Dans les années 2010, elle élargit son répertoire aux rôles de mezzo-soprano plus mûrs ou dramatiques, comme Kundry (Parsifal), Madame de Croissy (Dialogues des Carmélites), Mère Marie, ou Geneviève (Pelléas et Mélisande). Parallèlement, elle consacre une partie de son temps à la transmission. Depuis 2022, elle enseigne au CNSMD de Paris, où elle forme une nouvelle génération de chanteurs avec rigueur et générosité. Elle est également membre de jurys de concours internationaux et donne régulièrement des masterclasses.

Une carrière récompensée

Béatrice Uria-Monzon a été nommée Chevalier, puis Officier de l’Ordre des Arts et des Lettres. Elle a reçu plusieurs distinctions pour son engagement dans la promotion du répertoire lyrique français et sa carrière exemplaire sur les scènes du monde entier.

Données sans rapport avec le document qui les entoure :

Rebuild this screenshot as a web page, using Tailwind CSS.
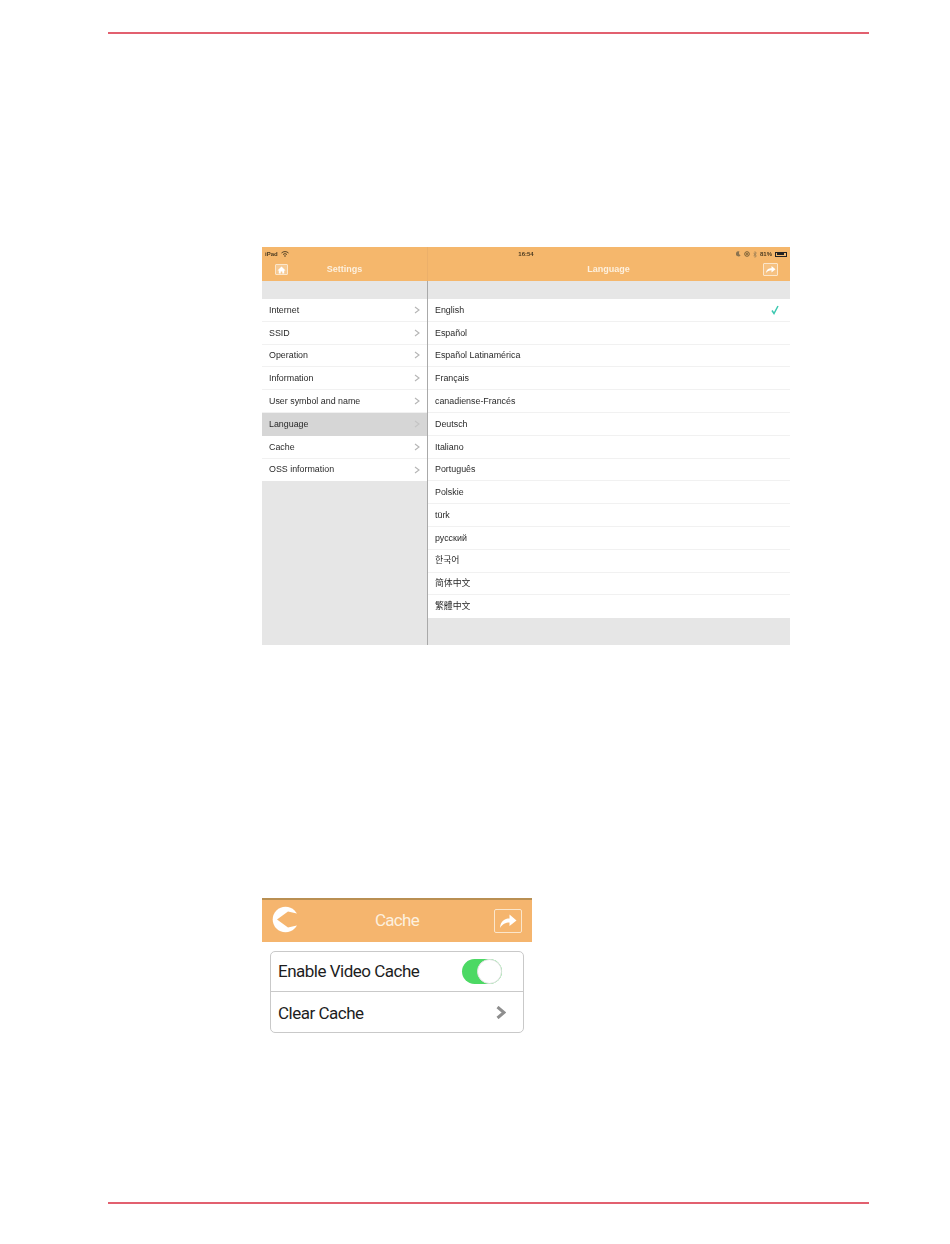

Ses enregistrements – notamment Carmen, Werther, La Navarraise, Le Cid – restent des références. Mais c’est sur scène qu’elle déploie toute la palette de son art : le feu, la précision, l’émotion, la vérité.Plus qu’une grande voix, Béatrice Uria-Monzon est une présence, une actrice lyrique de premier plan, une incarnation vivante du théâtre chanté. Son parcours, marqué par une exigence artistique rare, témoigne d’un engagement constant au service de l’art lyrique. Elle reste aujourd’hui une référence incontournable de l’art vocal français.